Gaussian flexibility with Fourier accuracy: the periodic von Neumann basis set

TL;DR

This paper introduces the periodic von Neumann (pvN) basis set, combining Gaussian basis flexibility with Fourier accuracy, leading to more precise and efficient solutions for quantum mechanical problems, especially the Schrödinger Equation.

Contribution

The paper develops the pvN basis set, demonstrating its formal equivalence to Fourier methods and superior efficiency by removing basis functions without losing accuracy.

Findings

pvN method is more accurate than traditional vN

pvN achieves better efficiency than Fourier Grid Hamiltonian

In the classical limit, one basis per eigenstate

Abstract

We propose a new method for solving quantum mechanical problems, which combines the flexibility of Gaussian basis set methods with the numerical accuracy of the Fourier method.

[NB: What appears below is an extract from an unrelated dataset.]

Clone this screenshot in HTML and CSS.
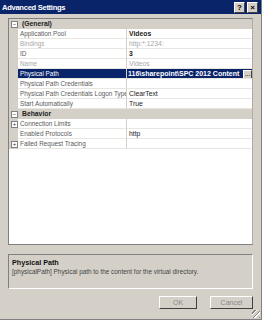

The method is based on the incorporation of periodic boundary conditions into the von Neumann basis of phase space Gaussians [F. Dimler et al., New J. Phys. 11, 105052 (2009)]. In this paper we focus on the Time-independent Schr\"odinger Equation and show results for the harmonic, Morse and Coulomb potentials that demonstrate that the periodic von Neumann method or pvN is significantly more accurate than the usual vN method. Formally, we are able to show an exact equivalence between the pvN and the Fourier Grid Hamiltonian (FGH) methods. Moreover, due to the locality of the pvN functions we are able to remove Gaussian basis functions without loss of accuracy, and obtain significantly better efficiency than that of the FGH. We show that in the classical limit the method has the remarkable efficiency of 1 basis function per 1 eigenstate.